Another book claims that these turtles are feisty little biters, capable of reaching their back legs with their powerful jaws.  Hm!  Awfully glad I didn't know that when I picked him up and carried him home.  He pretty much drew himself into his shell (there is a hinge on the front end of the lower shell, or plastron) and stayed there.  He pulled his front legs and head inside, and tucked up his back legs and tail - almost completely hidden.

The way to tell the males from females is based primarily on the size of the plastron.  A male stinkpot has a very small plastron, which allows him greater mobility - his legs can move around a whole lot more without that shell getting in the way.  Also, males have thicker tails that are tipped with a blunt nail.  Females have thinner tails, and may or may not have the nail.  My guy here hasn't given me a good look at his tail yet, so I can't confirm the nail. 

My Audubon field guide to reptiles and amphibians claims that if you are walking along in the woods and a "rock" falls on your head, it is probably a stinkpot, for these turtles are quite able climbers.  How 'bout that, eh?!  Maybe that's why this one is so beat up!

I like the two little barbels under his chin.  What purpose do those serve, I wonder.

This is a water turtle, not a land tortoise, which is why I was so surprised to find it in someone's yard last night.  I'm in an agricultural area, with lots of fields.  I'm also near some state wildlife lands, and there are shallow ponds around, but not all that close to where we stood there on the roadside.  The nearest body of water was probably at least a half mile away.  Seems an awfully long way for this guy to have come.

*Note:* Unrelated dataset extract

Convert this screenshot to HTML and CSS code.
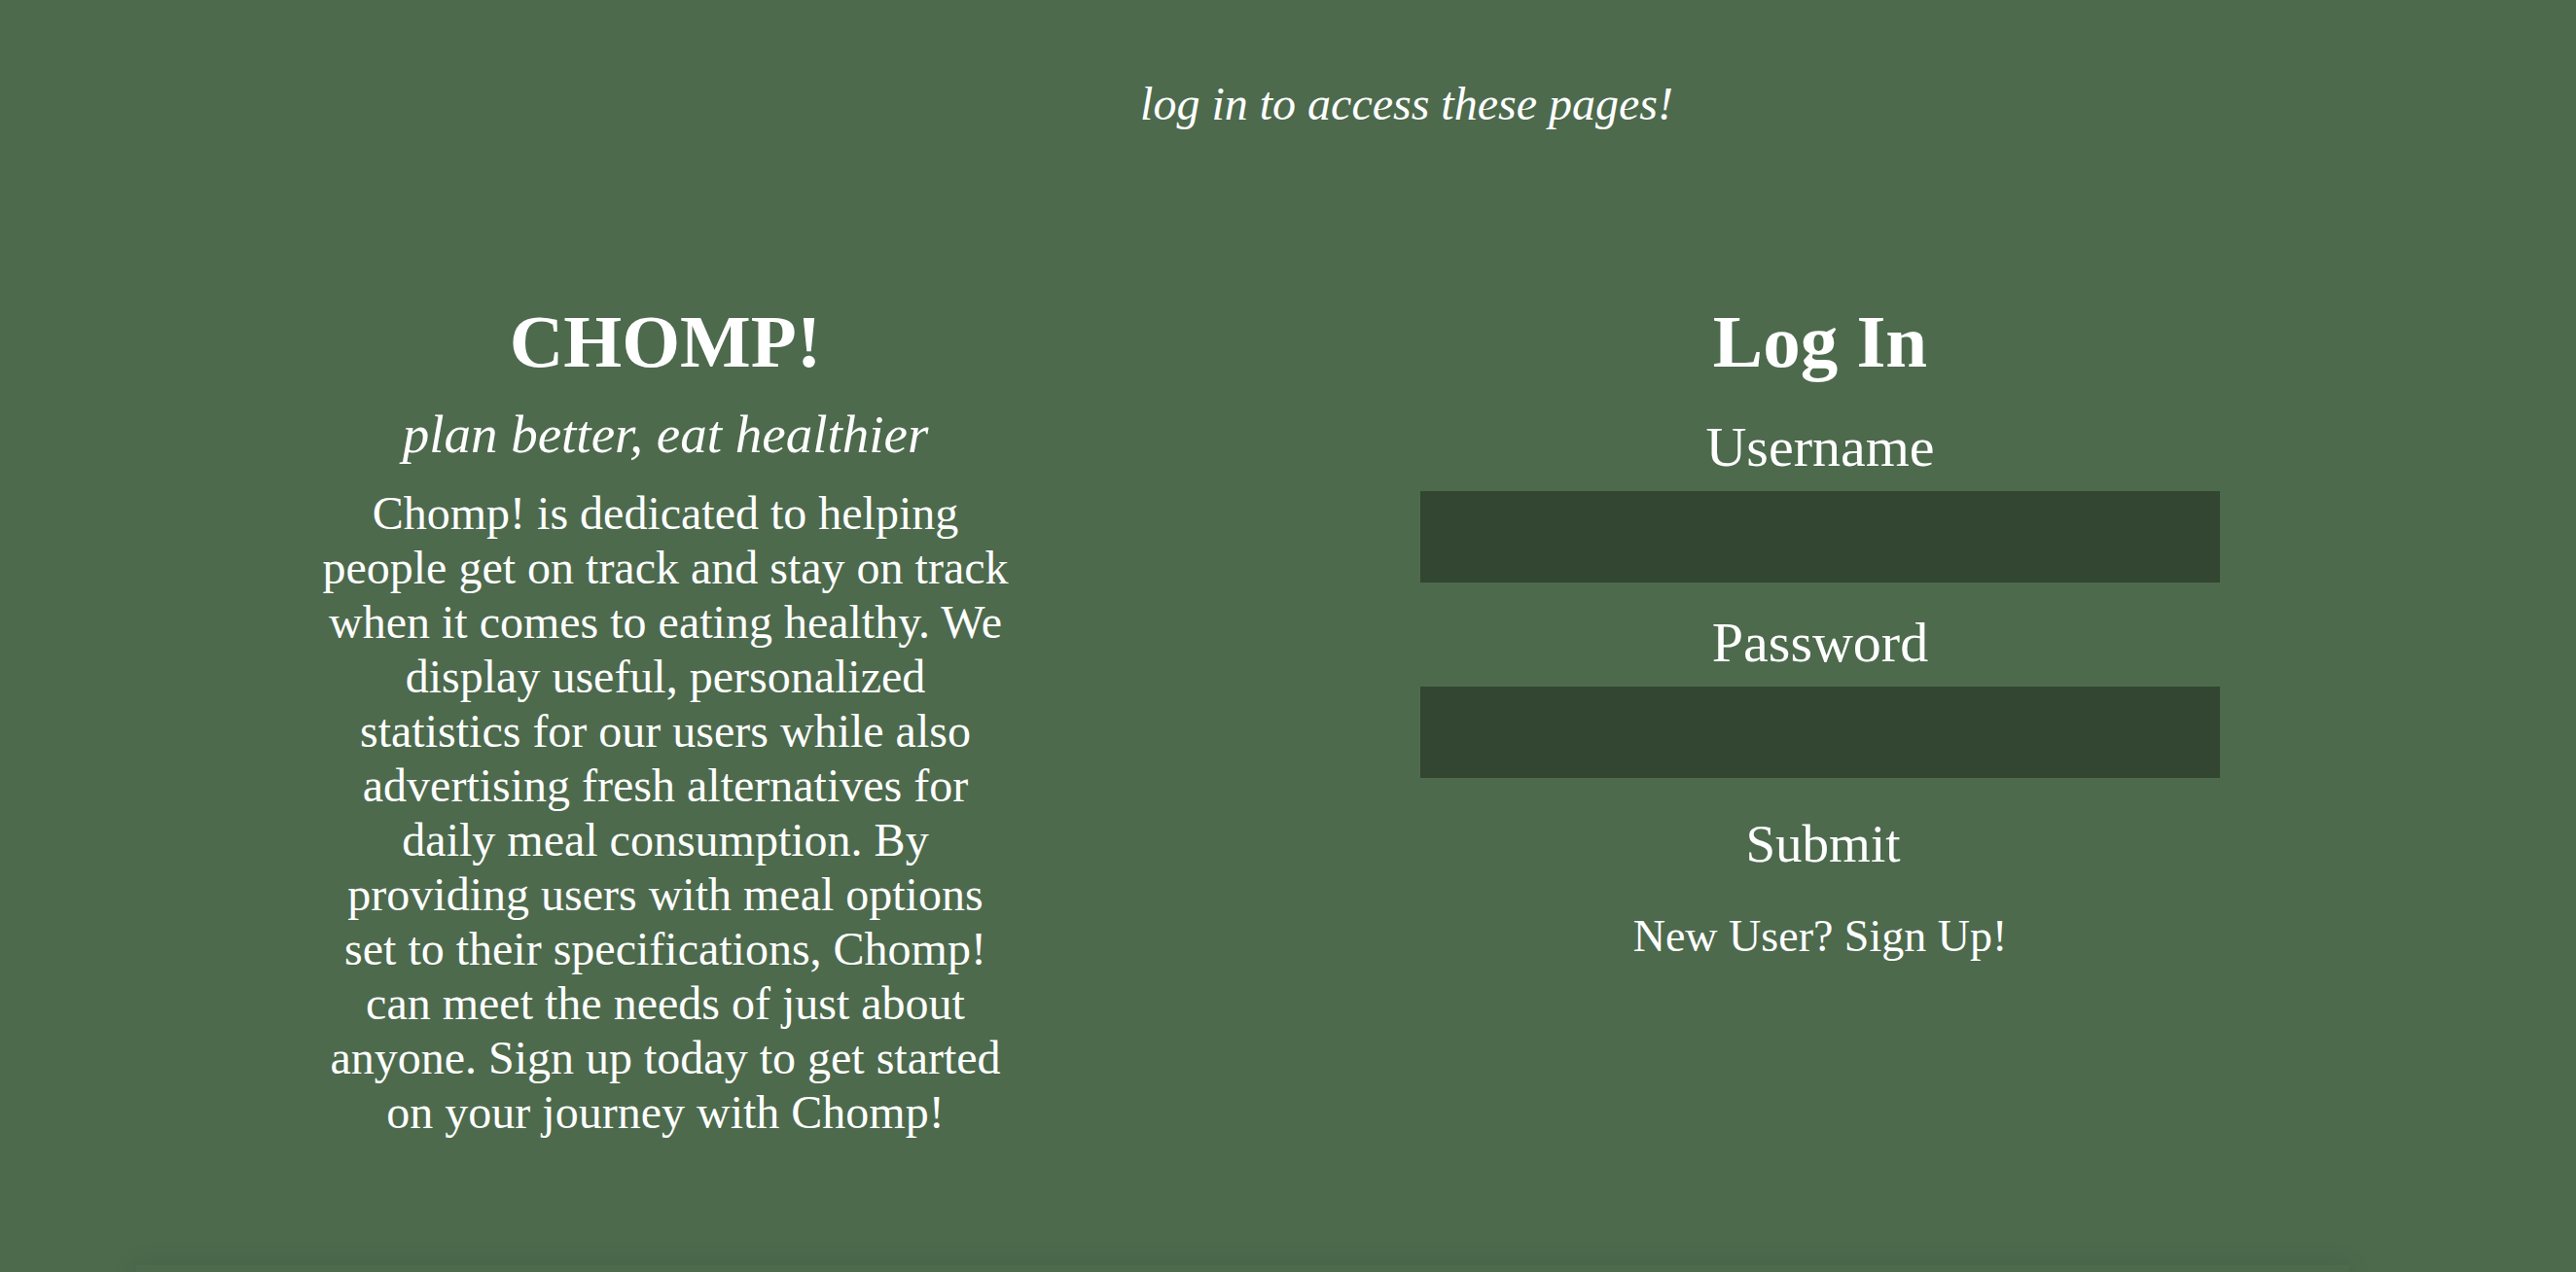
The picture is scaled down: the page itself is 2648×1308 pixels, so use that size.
FILE: index.html
```html
<!DOCTYPE html>
<html lang="en">
<head>
<meta charset="utf-8">
<title>Chomp! - Log In</title>
<link rel="stylesheet" href="styles.css">
</head>
<body>
<header class="notice">
  <p class="notice-text">log in to access these pages!</p>
</header>
<main class="panel">
  <section class="about">
    <h1 class="title">CHOMP!</h1>
    <p class="tagline">plan better, eat healthier</p>
    <p class="blurb">Chomp! is dedicated to helping people get on track and stay on track when it comes to eating healthy. We display useful, personalized statistics for our users while also advertising fresh alternatives for daily meal consumption. By providing users with meal options set to their specifications, Chomp! can meet the needs of just about anyone. Sign up today to get started on your journey with Chomp!</p>
  </section>
  <section class="login">
    <h1 class="title">Log In</h1>
    <form class="login-form">
      <label class="field-label" for="username">Username</label>
      <input class="field-input" id="username" type="text">
      <label class="field-label field-label-second" for="password">Password</label>
      <input class="field-input" id="password" type="password">
      <button class="submit" type="button">Submit</button>
    </form>
    <a class="signup" href="#">New User? Sign Up!</a>
  </section>
</main>
<footer class="footer"></footer>
</body>
</html>
```
FILE: styles.css
```css
html, body {
  margin: 0;
  padding: 0;
}
body {
  background: #4d6a4d;
  color: #ffffff;
  font-family: "Liberation Serif", "Times New Roman", serif;
  height: 1308px;
  overflow: hidden;
}
.notice {
  padding-left: 244px;
  text-align: center;
}
.notice-text {
  margin: 79px 0 0;
  font-size: 48px;
  font-style: italic;
}
.panel {
  width: 2275px;
  height: 994px;
  margin: 173px 0 0 140px;
  display: grid;
  grid-template-columns: 1088px 1088px;
  column-gap: 99px;
  align-items: start;
}
.about, .login {
  display: flex;
  flex-direction: column;
  align-items: center;
  text-align: center;
}
.title {
  margin: 0;
  font-size: 77px;
  font-weight: bold;
}
.tagline {
  margin: 19px 0 0;
  font-size: 55px;
  font-style: italic;
}
.blurb {
  margin: 22px 0 0;
  max-width: 706px;
  font-size: 48px;
  line-height: 56px;
}
.login-form {
  width: 822px;
  display: flex;
  flex-direction: column;
  align-items: center;
  margin-top: 30px;
}
.field-label {
  font-size: 58px;
}
.field-label-second {
  margin-top: 28px;
}
.field-input {
  box-sizing: border-box;
  width: 822px;
  height: 94px;
  margin-top: 12px;
  border: none;
  background: #334632;
  color: #ffffff;
  font-family: inherit;
  font-size: 40px;
  padding: 0 16px;
  outline: none;
}
.submit {
  margin: 36px 0 0 6px;
  padding: 0;
  border: none;
  background: transparent;
  color: #ffffff;
  font-family: inherit;
  font-size: 55px;
  line-height: normal;
  cursor: pointer;
}
.signup {
  margin-top: 37px;
  color: #ffffff;
  text-decoration: none;
  font-size: 46px;
}
.footer {
  width: 2275px;
  height: 120px;
  margin-left: 140px;
  box-shadow: 0 0 28px rgba(0, 0, 0, 0.08);
}
```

Normally, musk turtles are found in wetlands with shallow, muddy waters that have little to no current.  My book claims they don't wander far.  Once again, I wonder why he was where I found him.

One of the things I love about these little turtles is the nose.  It's a little piggy nose, and makes a pretty nice snorkel when one is walking along the bottom of a shallow pond or stream.

For now this little guy is taking a well-earned rest in a terrarium at work.  I was going to make it an aquarium, since he is aquatic, but there's a tag on the tank that says "do not fill with water."  So, I filled an artificial pond for him and gave him a couple worms.  Next week, when I get back to work, I will take him out on the property and turn him loose in our glacial pond - it is a good shallow wetland that is well off the beaten path and far enough from roads that he should have a good remainder to his life.

Turtle Update:  When I came in to work this morning, the turtle was out and about in the tank.  I was thrilled!  I didn't see the worms, so I'm hoping he ate those.  The Tuesday Morning group was going out for their weekly walk and I decided to join them, with the goal of releasing the turtle at the glacial pond.  He was very active when I took him out of the tank - stuck out his long neck and pushed at my fingers and hand with his feet.  He was rarin' to go!  I placed him in a container and off we went.  I didn't quite get down to the water's edge; it's quite marshy around the perimeter of the pond, and since the grasses were so tall I couldn't quite see where I was going, I went as far as I felt comfortable going (while simultaneously fending off hundreds of mosquitoes), and set him down with his face towards the water.  The rest is up to him.


  1. Thank you for taking such good care of that turtle. And thanks, too, for all the interesting information about it.

  2. That turtle is a survivor! Best of luck to him, and you & Toby too!

  3. Do you think a hawk could have dropped him near where you found him? They've been known to try to eat turtles... (you probably already know that!)

  4. I just stumbled upon your blog and thought I'd let you know how much I enjoyed it. I love the out-of doors and always wished I was a real naturalist, instead of an amateur. I'll look forward to more of your posts.

  5. Well, handsome he may not be, but he is kind of cute, in a turtleish sort of way.

  6. Interesting little guy. Thanks so much for all the information on a species I have heard of but not seen. We have them in WV but I have not been as lucky as you to find one. Maybe I should start looking up in the trees. Happy Trails and thanks for taking the time to add the educational information.